Studio album by The Jeff Lorber Fusion
- Released: 1979
- Recorded: 1979
- Studio: Devonshire Sound Studios (North Hollywood, California); Ripcord Studios (Vancouver, Washington);
- Genre: Jazz fusion Smooth jazz Funk
- Length: 42:29
- Label: Arista
- Producer: Jeff Lorber Marlon McClain;

The Jeff Lorber Fusion chronology
| Soft Space (1978) | Water Sign (1979) | Wizard Island (1980) |

= Water Sign (Jeff Lorber album) =

Water Sign is the third album by keyboardist Jeff Lorber as leader of his band "The Jeff Lorber Fusion". Released in 1979, this was Lorber's first album on Arista Records.

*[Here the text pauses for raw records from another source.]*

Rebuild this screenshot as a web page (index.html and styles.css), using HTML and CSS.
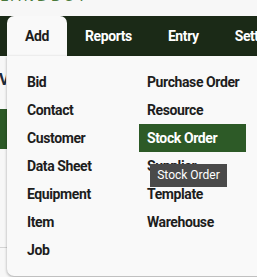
FILE: index.html
```html
<!DOCTYPE html>
<html lang="en">
<head>
    <meta charset="UTF-8">
    <meta name="viewport" content="width=device-width, initial-scale=1.0">
    <title>Add Menu</title>
    <link rel="stylesheet" href="styles.css">
</head>
<body>
    <div class="brand"><span>LANDBOT</span></div>

    <nav class="nav">
        <a class="tab active" href="#">Add</a>
        <a class="tab" href="#">Reports</a>
        <a class="tab" href="#">Entry</a>
        <a class="tab" href="#">Settings</a>
    </nav>

    <div class="page">
        <h2>View</h2>
        <div class="page-btn"></div>
        <hr class="page-rule">
    </div>

    <div class="dropdown">
        <ul class="menu-col">
            <li><a href="#">Bid</a></li>
            <li><a href="#">Contact</a></li>
            <li><a href="#">Customer</a></li>
            <li><a href="#">Data Sheet</a></li>
            <li><a href="#">Equipment</a></li>
            <li><a href="#">Item</a></li>
            <li><a href="#">Job</a></li>
        </ul>
        <ul class="menu-col">
            <li><a href="#">Purchase Order</a></li>
            <li><a href="#">Resource</a></li>
            <li><a class="hover" href="#">Stock Order</a></li>
            <li><a href="#">Supplier</a></li>
            <li><a href="#">Template</a></li>
            <li><a href="#">Warehouse</a></li>
        </ul>
    </div>

    <div class="tooltip">Stock Order</div>
</body>
</html>
```

FILE: styles.css
```css
body {
    margin: 0;
    height: 277px;
    overflow: hidden;
    font-family: Roboto, "Liberation Sans", Arial, sans-serif;
    background-color: #f7f7f7;
}
.brand {
    height: 16px;
    overflow: hidden;
}
.brand span {
    display: block;
    margin-top: -12px;
    padding-left: 1px;
    font: italic 14px "DejaVu Sans", sans-serif;
    line-height: 16px;
    letter-spacing: 3px;
    color: #4a7a3c;
}
.nav {
    display: flex;
    height: 40px;
    padding-left: 7px;
    background-color: #1b2a17;
    white-space: nowrap;
}
.tab {
    padding: 0 18px;
    line-height: 40px;
    font-size: 14px;
    font-weight: bold;
    letter-spacing: -0.4px;
    color: white;
    text-decoration: none;
}
.tab.active {
    background-color: #f9f9f9;
    color: #1d1d1d;
    border-radius: 7px 7px 0 0;
}
.page {
    padding-top: 14px;
}
.page h2 {
    width: 7px;
    overflow: hidden;
    margin: 0 0 0 -1px;
    font-size: 16px;
    line-height: 20px;
    color: #1d2b3a;
}
.page-btn {
    width: 60px;
    height: 40px;
    margin-top: 19px;
    background-color: #2d5a27;
}
.page-rule {
    margin: 98px 0 0;
    border: 0;
    border-top: 1px solid #d4d4d4;
}
.dropdown {
    position: absolute;
    top: 56px;
    left: 7px;
    width: 262px;
    height: 220px;
    padding: 12px 0 0 12px;
    box-sizing: border-box;
    display: flex;
    gap: 13px;
    background-color: #f9f9f9;
    border-radius: 0 0 7px 7px;
    box-shadow: 0 1px 3px rgba(0, 0, 0, 0.35);
}
.menu-col {
    list-style: none;
    margin: 0;
    padding: 0;
    width: 107px;
}
.menu-col a {
    display: block;
    height: 28px;
    line-height: 28px;
    padding: 0 8px;
    font-size: 14px;
    font-weight: bold;
    letter-spacing: -0.4px;
    color: #1d1d1d;
    text-decoration: none;
    white-space: nowrap;
}
.menu-col a.hover {
    background-color: #2d5a27;
    color: white;
}
.tooltip {
    position: absolute;
    top: 164px;
    left: 150px;
    width: 77px;
    height: 23px;
    line-height: 23px;
    text-align: center;
    font-size: 12px;
    color: white;
    background-color: #4a4a4a;
}
```
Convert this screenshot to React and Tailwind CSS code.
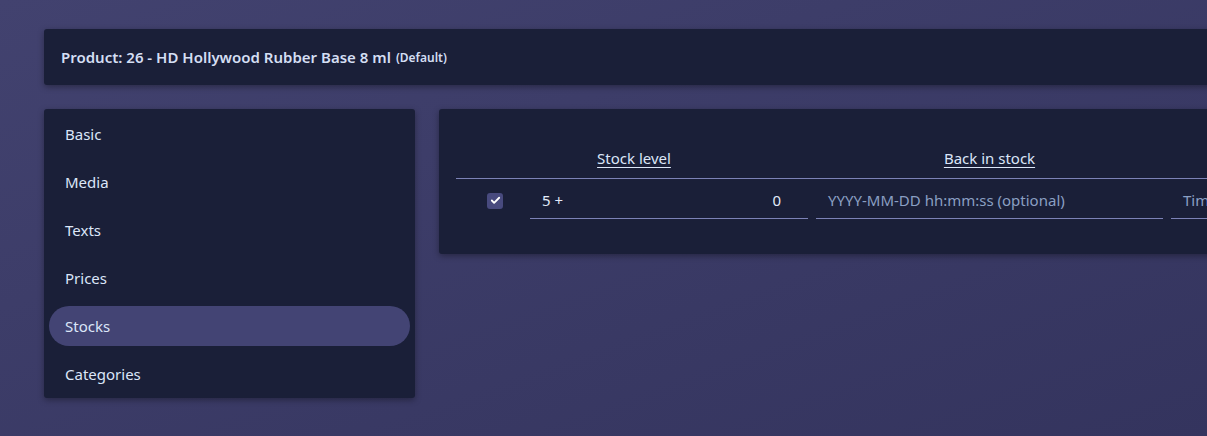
import React from 'react';
import { Check } from 'lucide-react';

const menu = ['Basic', 'Media', 'Texts', 'Prices', 'Stocks', 'Categories'];

const App = () => {
    return (
        <div
            className="w-full h-[436px] overflow-hidden bg-gradient-to-br from-[#42426f] to-[#34345e] pt-[29px] pl-[44px]"
            style={{ fontFamily: '"Noto Sans", "Open Sans", sans-serif' }}
        >
            {/* Header */}
            <div className="w-[1300px] h-[56px] flex items-center px-[17px] rounded-[3px] bg-[#1a1f38] shadow-[0_2px_6px_rgba(0,0,0,0.35)] text-[#d4def3]">
                <span className="text-[15px] font-semibold">Product: 26 - HD Hollywood Rubber Base 8 ml</span>
                <span className="text-[12px] font-semibold ml-[5px] mt-[2px]">(Default)</span>
            </div>

            <div className="flex gap-[24px] mt-[24px] items-start">
                {/* Sidebar */}
                <div className="w-[371px] shrink-0 flex flex-col gap-[8px] p-[5px] pb-[4px] rounded-[3px] bg-[#1a1f38] shadow-[0_2px_6px_rgba(0,0,0,0.35)]">
                    {menu.map((item) => (
                        <div
                            key={item}
                            className={`h-[40px] flex items-center pl-[16px] text-[15px] text-[#dce6f8] rounded-full ${item === 'Stocks' ? 'bg-[#434474]' : ''}`}
                        >
                            {item}
                        </div>
                    ))}
                </div>

                {/* Stocks card */}
                <div className="w-[900px] shrink-0 pt-[30px] pb-[35px] pl-[17px] rounded-[3px] bg-[#1a1f38] shadow-[0_2px_6px_rgba(0,0,0,0.35)]">
                    <div className="flex h-[40px] items-center border-b border-[#7c82b6] text-[15px] text-[#dce6f8]">
                        <div className="w-[356px] text-center"><span className="underline underline-offset-[3px]">Stock level</span></div>
                        <div className="w-[355px] text-center"><span className="underline underline-offset-[3px]">Back in stock</span></div>
                        <div className="flex-1"></div>
                    </div>

                    <div className="flex items-center pt-[3px]">
                        <div className="w-[74px] flex justify-start pl-[31px]">
                            <div className="w-[16px] h-[16px] rounded-[3px] bg-[#484a7e] flex items-center justify-center">
                                <Check className="w-[11px] h-[11px] text-white" strokeWidth={4} />
                            </div>
                        </div>
                        <div className="w-[282px] pr-[4px]">
                            <div className="h-[37px] flex items-center justify-between border-b border-[#7c82b6] pl-[12px] pr-[27px] text-[15px] text-[#e2eaf9]">
                                <span>5 +</span>
                                <span>0</span>
                            </div>
                        </div>
                        <div className="w-[355px] px-[4px]">
                            <div className="h-[37px] flex items-center border-b border-[#7c82b6] pl-[12px] text-[15px] text-[#8a9fc3]">
                                YYYY-MM-DD hh:mm:ss (optional)
                            </div>
                        </div>
                        <div className="flex-1 pl-[4px]">
                            <div className="h-[37px] flex items-center border-b border-[#7c82b6] pl-[12px] text-[15px] text-[#8a9fc3]">
                                Time to restock
                            </div>
                        </div>
                    </div>
                </div>
            </div>
        </div>
    );
};

export default App;
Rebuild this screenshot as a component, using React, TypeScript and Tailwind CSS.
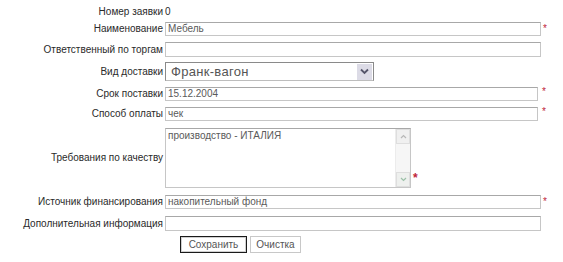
const font = "font-['Liberation_Sans',Arial,sans-serif]"

function Label({ children }: { children: React.ReactNode }) {
  return <div className="w-[165px] shrink-0 pr-[2px] text-right text-[10px] leading-none text-[#2a2a2a]">{children}</div>
}

function Star({ className = "" }: { className?: string }) {
  return <span className={`ml-[2px] text-[10px] leading-none text-[#c0243a] ${className}`}>*</span>
}

function Field({ value = "", width, h = "h-[14px]" }: { value?: string; width: string; h?: string }) {
  return (
    <div
      className={`${width} ${h} flex items-center border border-[#c6c6c6] border-t-[#a8a8a8] bg-white pl-[2px] text-[10px] leading-none text-[#5a5a5a]`}
    >
      {value}
    </div>
  )
}

export default function App() {
  return (
    <div className={`${font} h-[262px] w-[563px] bg-white pt-[5px]`}>
      {/* Номер */}
      <div className="flex h-[14px] items-center">
        <Label>Номер заявки</Label>
        <span className="text-[10px] leading-none text-[#2a2a2a]">0</span>
      </div>

      <div className="mt-[3px] flex items-center">
        <Label>Наименование</Label>
        <Field value="Мебель" width="w-[376px]" />
        <Star />
      </div>

      <div className="mt-[6px] flex items-center">
        <Label>Ответственный по торгам</Label>
        <Field width="w-[376px]" h="h-[15px]" />
      </div>

      {/* select */}
      <div className="mt-[5px] flex items-center">
        <Label>Вид доставки</Label>
        <div className="flex h-[19px] w-[209px] items-center border border-[#8a8a8a] border-b-[#bdbdbd] bg-white pl-[5px]">
          <span className="flex-1 text-[13px] leading-none tracking-[0.3px] text-[#555]">Франк-вагон</span>
          <div className="mr-[1px] flex h-[16px] w-[15px] items-center justify-center bg-[#dcdbe6]">
            <svg width="9" height="7" viewBox="0 0 9 7">
              <path d="M1 1.5 L4.5 5 L8 1.5" fill="none" stroke="#55556a" strokeWidth="1.8" />
            </svg>
          </div>
        </div>
      </div>

      <div className="mt-[6px] flex items-center">
        <Label>Срок поставки</Label>
        <Field value="15.12.2004" width="w-[373px]" />
        <Star className="ml-[4px] -translate-y-[2px] text-[#b06070]" />
      </div>

      <div className="mt-[6px] flex items-center">
        <Label>Способ оплаты</Label>
        <Field value="чек" width="w-[373px]" />
        <Star className="ml-[4px] -translate-y-[2px] text-[#b06070]" />
      </div>

      {/* textarea */}
      <div className="mt-[7px] flex items-end">
        <div className="flex h-[60px] items-center">
          <Label>Требования по качеству</Label>
        </div>
        <div className="flex h-[60px] w-[246px] border border-[#c6c6c6] border-t-[#a8a8a8] bg-white">
          <div className="flex-1 pl-[2px] pt-[2px] text-[10px] leading-none text-[#5a5a5a]">производство - ИТАЛИЯ</div>
          <div className="flex w-[15px] flex-col justify-between border-l border-[#ececec] bg-[#f6f6f6]">
            <div className="flex h-[15px] items-center justify-center border border-[#dedede] bg-[#f0f0f0]">
              <svg width="7" height="5" viewBox="0 0 7 5">
                <path d="M1 4 L3.5 1.5 L6 4" fill="none" stroke="#b8b8b8" strokeWidth="1.2" />
              </svg>
            </div>
            <div className="flex h-[15px] items-center justify-center border border-[#dedede] bg-[#eef0ee]">
              <svg width="7" height="5" viewBox="0 0 7 5">
                <path d="M1 1 L3.5 3.5 L6 1" fill="none" stroke="#9cc0a8" strokeWidth="1.2" />
              </svg>
            </div>
          </div>
        </div>
        <Star className="mb-[4px] text-[12px] font-bold text-[#b01030]" />
      </div>

      <div className="mt-[7px] flex items-center">
        <Label>Источник финансирования</Label>
        <Field value="накопительный фонд" width="w-[376px]" />
        <Star className="text-[#b06070]" />
      </div>

      <div className="mt-[7px] flex items-center">
        <Label>Дополнительная информация</Label>
        <Field width="w-[376px]" h="h-[15px]" />
      </div>

      {/* buttons */}
      <div className="mt-[5px] flex gap-[3px] pl-[180px]">
        <button className="flex h-[17px] w-[67px] items-center justify-center border border-[#1a1a1a] bg-white text-[10px] leading-none text-[#555]">
          <span className="flex h-full w-full items-center justify-center border border-[#d0d0d0]">Сохранить</span>
        </button>
        <button className="flex h-[17px] w-[51px] items-center justify-center border border-[#c8c8c8] bg-white text-[10px] leading-none text-[#555]">
          Очистка
        </button>
      </div>
    </div>
  )
}
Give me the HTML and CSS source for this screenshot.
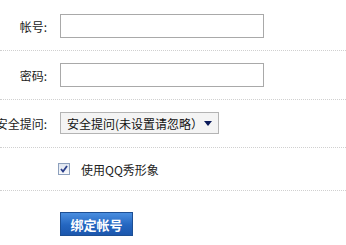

The backing track for the song "Rain Dance" has been sampled most notably for the 1997 Lil' Kim song "Crush on You", but also for the 1996 Tha Dogg Pound holiday song "I Wish," the 1997 SWV song "Love Like This", the 2013 Ariana Grande song "Right There" and the 2018 Mariah Carey song "A No No", from Caution. Lorber re-recorded the song, this time with vocals by Irene Bauza, as the song "Rain Dance/Wanna Fly" on his 2010 album Now Is the Time.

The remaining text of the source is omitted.